Sébastien Soleille : Pouvez-vous maintenant nous dire quelques mots de vos influences liées à la bande dessinée ? J'ai cru percevoir l'influence de Katsuhiro Ōtomo dans le premier tome (scène de l'effondrement de l'immeuble) et de certains comics Marvel (avec par exemple le personnage du "Cramé" qui fait un peu penser à "Crâne rouge"). En voyez-vous d'autres ?

Fabrice Neaud : Léo, avec l'extraordinaire triptyque Aldébaran, Bételgeuse, Antarès, Bourgeon avec Le Cycle de Cyann (même si le dernier tome me paraît bien plus faible que les précédents)... Mais j'ai beaucoup regardé Christophe Bec, que je connais personnellement. Je me suis même odieusement inspiré de certaines cases et lumières lui appartenant (pardon Christophe). Katsuhiro Ōtomo est vraiment loin de moi, maintenant... Et, honnêtement, je n'ai pas du tout fait attention à lui avec la case que vous soulevez... Au contraire, celle-ci est issue d'une documentation photographique issue du net où j'ai fait de nombreuses recherches autour des mots clefs "banlieue/émeutes/ruines/guerre/guérilla"... Ce que bien des auteurs font sans oser vraiment l'avouer. Je n'ai aucun scrupule, aucune hésitation et aucun souci à m'inspirer de toute source iconographique possible. Aussi "faciles" soient-elles en apparence.

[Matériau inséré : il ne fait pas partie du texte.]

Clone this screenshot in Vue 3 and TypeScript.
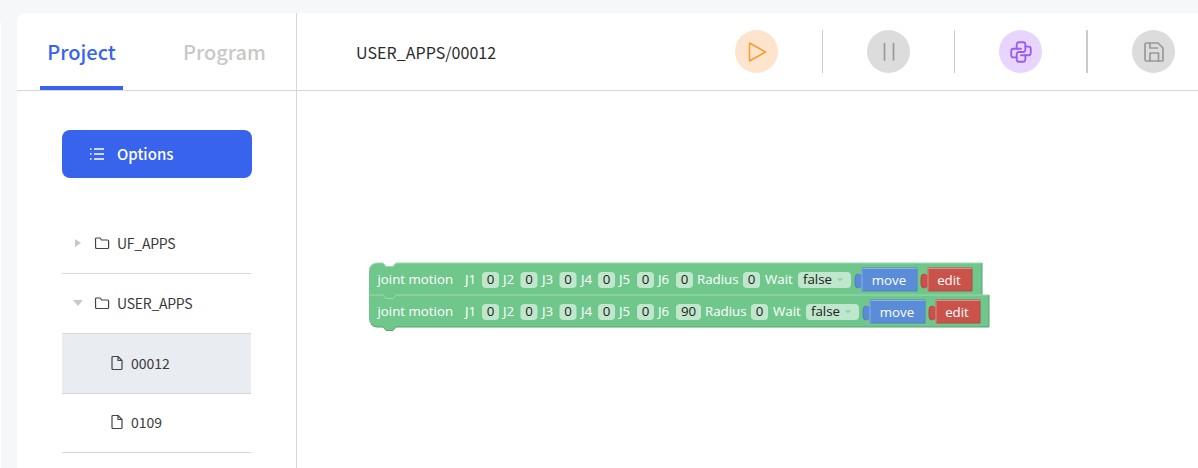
<script setup lang="ts">
interface Field { label: string; lx: number; px: number; pw: number; value: string }
interface BlockRow {
  y: number; width: number; fields: Field[];
  radiusX: number; radiusPillX: number; waitX: number; falseX: number;
  moveX: number; editX: number;
}
const base = (lastW: number): Field[] => [
  { label: 'J1', lx: 96, px: 113, pw: 17, value: '0' },
  { label: 'J2', lx: 134, px: 151.5, pw: 17, value: '0' },
  { label: 'J3', lx: 173, px: 190.5, pw: 17, value: '0' },
  { label: 'J4', lx: 212, px: 229, pw: 17, value: '0' },
  { label: 'J5', lx: 250, px: 268, pw: 17, value: '0' },
  { label: 'J6', lx: 289, px: 307, pw: lastW, value: lastW > 20 ? '90' : '0' },
]
const rows: BlockRow[] = [
  { y: 0, width: 613, fields: base(17), radiusX: 328, radiusPillX: 374, waitX: 396, falseX: 429, moveX: 486, editX: 552 },
  { y: 32, width: 620, fields: base(25), radiusX: 336, radiusPillX: 382, waitX: 404, falseX: 437, moveX: 494, editX: 560 },
]
const H = 32
const topEdge = (r: BlockRow, i: number) =>
  (i === 0 ? 'M0 8 a8 8 0 0 1 8-8' : 'M0 0') + ` H14 l3 3.500 h7 l3-3.500 H${r.width}`
const bodyPath = (r: BlockRow, i: number) => {
  const bottom = i === rows.length - 1
    ? `V${H} H27 l-3 3.500 h-7 l-3-3.500 H8 a8 8 0 0 1-8-8`
    : `V${H} H27 l-3 3.500 h-7 l-3-3.500 H0`
  return `${topEdge(r, i)} ${bottom} Z`
}
const darkEdge = (r: BlockRow, i: number) =>
  `M${r.width} 0 V${H}` + (i === rows.length - 1 ? ' H27 l-3 3.500 h-7 l-3-3.500 H8 a8 8 0 0 1-6-3' : '')
const puzzle = (x: number, w: number) =>
  `M${x + 7} 5 h${w} v23 h-${w} v-5 l-4 2 q-3 0-3-4 v-6 q0-4 3-4 l4 2z`
</script>

<template>
  <div class="page">
    <div class="sliver"></div>
    <div class="card">
      <header class="head">
        <nav class="tabs">
          <span class="tab active">Project</span>
          <span class="tab">Program</span>
        </nav>
        <div class="title">USER_APPS/00012</div>
        <div class="tools">
          <span class="tool orange">
            <svg viewBox="0 0 24 24"><path d="M4.500 3v18l16-9z" /></svg>
          </span>
          <i class="rule"></i>
          <span class="tool grey">
            <svg viewBox="0 0 24 24"><path d="M7.500 3.500v16.500M16.500 3.500v16.500" /></svg>
          </span>
          <i class="rule"></i>
          <span class="tool purple">
            <svg viewBox="0 0 24 24">
              <path d="M12 9H5a2 2 0 0 0-2 2v4a2 2 0 0 0 2 2h3" />
              <path d="M12 15h7a2 2 0 0 0 2-2V9a2 2 0 0 0-2-2h-3" />
              <path d="M8 9V5a2 2 0 0 1 2-2h4a2 2 0 0 1 2 2v5a2 2 0 0 1-2 2h-4a2 2 0 0 0-2 2v5a2 2 0 0 0 2 2h4a2 2 0 0 0 2-2v-4" />
            </svg>
          </span>
          <i class="rule wide"></i>
          <span class="tool grey">
            <svg viewBox="0 0 24 24">
              <path d="M4.500 3h11.500l5 5v12a1 1 0 0 1-1 1H4.500a1.500 1.500 0 0 1-1.500-1.500V4.500A1.500 1.500 0 0 1 4.500 3z" />
              <path d="M8 21v-8h8.500v8M8 3v5h7.500" />
            </svg>
          </span>
        </div>
      </header>
      <div class="body">
        <aside class="side">
          <button class="options">
            <svg viewBox="0 0 16 16" class="list">
              <path d="M5 3h10M5 8h10M5 13h10" />
              <path d="M1 3h1.500M1 8h1.500M1 13h1.500" />
            </svg>
            <span class="options-label">Options</span>
          </button>
          <ul class="tree">
            <li class="row folder">
              <span class="arrow right"></span>
              <svg class="ico" viewBox="0 0 16 16"><path d="M1.500 4a1 1 0 0 1 1-1h3.600l1.500 2h6a1 1 0 0 1 1 1v6.500a1 1 0 0 1-1 1h-11a1 1 0 0 1-1-1z" /></svg>
              <span>UF_APPS</span>
            </li>
            <li class="row folder">
              <span class="arrow down"></span>
              <svg class="ico" viewBox="0 0 16 16"><path d="M1.500 4a1 1 0 0 1 1-1h3.600l1.500 2h6a1 1 0 0 1 1 1v6.500a1 1 0 0 1-1 1h-11a1 1 0 0 1-1-1z" /></svg>
              <span>USER_APPS</span>
            </li>
            <li class="row file selected">
              <svg class="ico small" viewBox="0 0 14 16"><path d="M2 2.500a1 1 0 0 1 1-1h5l4 4v8a1 1 0 0 1-1 1H3a1 1 0 0 1-1-1z" /><path d="M8 1.500v4h4" /></svg>
              <span>00012</span>
            </li>
            <li class="row file">
              <svg class="ico small" viewBox="0 0 14 16"><path d="M2 2.500a1 1 0 0 1 1-1h5l4 4v8a1 1 0 0 1-1 1H3a1 1 0 0 1-1-1z" /><path d="M8 1.500v4h4" /></svg>
              <span>0109</span>
            </li>
          </ul>
        </aside>
        <main class="canvas">
          <svg class="blocks" width="640" height="80" viewBox="0 0 640 80">
            <g v-for="(r, i) in rows" :key="r.y" :transform="`translate(0 ${r.y + 5})`">
              <path class="green" :d="bodyPath(r, i)" />
              <path class="edge-light" :d="topEdge(r, i)" />
              <path class="edge-dark" :d="darkEdge(r, i)" />
              <text class="t" x="8.500" y="20.500">joint motion</text>
              <template v-for="f in r.fields" :key="f.label">
                <text class="t" :x="f.lx" y="20.500">{{ f.label }}</text>
                <rect class="pill" :x="f.px" y="9" :width="f.pw" height="16" rx="4" />
                <text class="v" :x="f.px + f.pw / 2" y="21" text-anchor="middle">{{ f.value }}</text>
              </template>
              <text class="t" :x="r.radiusX" y="20.500">Radius</text>
              <rect class="pill" :x="r.radiusPillX" y="9" width="17" height="16" rx="4" />
              <text class="v" :x="r.radiusPillX + 8.500" y="21" text-anchor="middle">0</text>
              <text class="t" :x="r.waitX" y="20.500">Wait</text>
              <rect class="pill" :x="r.falseX" y="9" width="53" height="16" rx="4" />
              <text class="v" :x="r.falseX + 5" y="21">false</text>
              <path class="caret" :d="`M${r.falseX + 39} 15.500h6l-3 3z`" />
              <path class="blue" :d="puzzle(r.moveX, 55)" />
              <path class="blue-light" :d="`M${r.moveX + 7} 28 V5.500 H${r.moveX + 62}`" />
              <text class="w" :x="r.moveX + 34" y="21.500" text-anchor="middle">move</text>
              <path class="red" :d="puzzle(r.editX, 44)" />
              <path class="red-light" :d="`M${r.editX + 7} 28 V5.500 H${r.editX + 51}`" />
              <text class="w" :x="r.editX + 28" y="21.500" text-anchor="middle">edit</text>
            </g>
          </svg>
        </main>
      </div>
    </div>
  </div>
</template>

<style>
html, body { margin: 0; background: #f6f7f9; }
</style>

<style scoped>
.page {
  display: flex;
  height: 468px;
  overflow: hidden;
  background: #f6f7f9;
  padding-top: 13px;
  box-sizing: border-box;
  font-family: "Noto Sans CJK SC", "Noto Sans", sans-serif;
  color: #333;
}
.sliver { width: 1px; margin-top: 9px; margin-right: 16px; background: #fff; }
.card { flex: 1; min-width: 0; }
.head {
  display: flex;
  align-items: stretch;
  height: 77px;
  background: #fff;
  border-radius: 8px 0 0 0;
  border-bottom: 1px solid #d6d6d6;
}
.tabs {
  width: 280px;
  box-sizing: border-box;
  border-right: 1px solid #d6d6d6;
  padding-left: 23px;
  display: flex;
  gap: 60px;
}
.tab {
  position: relative;
  font-size: 20px;
  font-weight: 500;
  line-height: 77px;
  color: #c8c8c8;
}
.tab.active { width: 83px; text-align: center; color: #3763ed; }
.tab.active::after {
  content: "";
  position: absolute;
  left: 0; right: 0; bottom: 0;
  height: 4px;
  background: #3763ed;
}
.title { margin-left: 59px; font-size: 16px; letter-spacing: 0.05px; font-weight: 400; line-height: 79px; color: #2b2b2b; }
.tools { margin-left: auto; margin-right: 23px; display: flex; align-items: center; }
.tool { width: 43px; height: 43px; border-radius: 50%; display: flex; align-items: center; justify-content: center; }
.tool svg { width: 24px; height: 24px; fill: none; stroke-width: 1.700; stroke-linecap: round; stroke-linejoin: round; }
.orange { background: #fee4cd; }
.orange svg { stroke: #fb9a2d; stroke-width: 1.500; }
.grey { background: #dcdcdc; }
.grey svg { stroke: #999; }
.purple { background: #e8d5fd; }
.purple svg { width: 26px; height: 26px; stroke: #9a5cf0; }
.rule { width: 1px; height: 43px; background: #ccc; margin: 0 44px; }
.rule.wide { width: 2px; }
.body { display: flex; height: 377px; background: #fff; border-radius: 8px 0 0 0; }
.side { width: 280px; box-sizing: border-box; border-right: 1px solid #d6d6d6; padding: 39px 45px 0; flex: none; }
.options {
  width: 190px;
  height: 48px;
  border: 0;
  border-radius: 8px;
  background: #3763ed;
  color: #fff;
  font: 500 15px "Noto Sans CJK SC", "Noto Sans", sans-serif;
  display: flex;
  align-items: center;
  gap: 12px;
  padding: 0 0 0 27px;
}
.options-label { position: relative; top: -1px; }
.list { width: 16px; height: 16px; fill: none; stroke: #fff; stroke-width: 1.300; }
.tree { list-style: none; margin: 36px 0 0; padding: 0; width: 189px; font-size: 14px; color: #3a3a3a; }
.row {
  height: 60px;
  box-sizing: border-box;
  border-bottom: 1px solid #d6d6d6;
  display: flex;
  align-items: center;
  padding: 0 0 2px 13px;
}
.row:last-child { height: 59px; }
.row.folder { letter-spacing: -0.25px; }
.row.file { padding-left: 48px; }
.row.selected { background: #e9ecf1; }
.arrow { width: 0; height: 0; flex: none; border-style: solid; border-color: transparent; }
.arrow.right { border-width: 4.500px 0 4.500px 6px; border-left-color: #c4c8d0; margin-right: 13px; }
.arrow.down { border-width: 6px 5px 0 5px; border-top-color: #c4c8d0; margin-left: -2px; margin-right: 11px; }
.ico { width: 16px; height: 16px; fill: none; stroke: #444; stroke-width: 1.200; stroke-linejoin: round; margin-right: 7px; flex: none; }
.ico.small { width: 14px; margin-right: 7px; }
.canvas { flex: 1; min-width: 0; position: relative; }
.blocks { position: absolute; left: 72px; top: 167px; }
.green { fill: #70c78c; }
.edge-light { fill: none; stroke: #9bd8af; stroke-width: 1; }
.edge-dark { fill: none; stroke: #57a26f; stroke-width: 1; }
.t { font: 13.300px "Open Sans", "Noto Sans", sans-serif; fill: #fff; }
.v { font: 13.300px "Open Sans", "Noto Sans", sans-serif; fill: #222; }
.pill { fill: #c0e6cc; }
.caret { fill: #8fd3a6; }
.blue { fill: #5a8cd8; stroke: #5380c4; stroke-width: 1; }
.blue-light { fill: none; stroke: #8ab0e6; stroke-width: 1; }
.red { fill: #c9524b; stroke: #b24a44; stroke-width: 1; }
.red-light { fill: none; stroke: #e08e88; stroke-width: 1; }
.w { font: 13.300px "Open Sans", "Noto Sans", sans-serif; fill: #fff; }
</style>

Concernant le "Cramé" (dont je n'ai encore défini aucune identité), il fait une référence directe à Crâne rouge, c'est absolument évident... Et je dois dire que c'est un personnage assez "facile". Je le regrette un peu. Sa ressemblance avec Crâne rouge est même trop forte... Cela vient que, même s'il paraît être l'incarnation du "génie du mal" dans ces deux tomes, il n'en était rien dans mon esprit. Pour moi, c'est un sous-fifres, un personnage totalement secondaire... un pantin. Une sorte de vieil officier d'on ne sait même pas quel pays, mercenaire, psychopathe, utilisé pour ses talents de manipulateur et de chef dans un des nombreux laboratoires de la Voûte... Comme, dans mon idée, les trois tomes possibles de ce premier arc de Nu-Men ne sont qu'une mise en place, il est évident qu'il y a des dizaines d'autres laboratoires "clandestins" qui travaillent sur les mêmes expériences que celui-ci... Les Commanditaires qui règnent au-dessus de ce projet sont infiniment plus nébuleux, pervers et puissants que ce pauvre militaire dégénéré. C'est pour ça que je l'ai assez peu travaillé... et que je lui ai laissé l'apparence d'une citation directe de Crâne rouge. Je le regrette un peu... car tout le monde me dit désormais "Crâne rouge, Crâne rouge !...", en se moquant un peu, car ce personnage est infiniment moins travaillé que le vrai Crâne rouge puisque secondaire, voire tertiaire dans mon esprit. C'est de ma faute, tant pis. Non, dans les "dominants", il y a Charles et Simon qui, dans la genèse de Nu-Men, sont bien au-dessus de la mêlée. Et bien plus travaillés que ce petit tyran de pacotille. Pour moi, c'est un "petit chef" équivalent d'un harceleur moral dans une entreprise du secteur tertiaire. :)))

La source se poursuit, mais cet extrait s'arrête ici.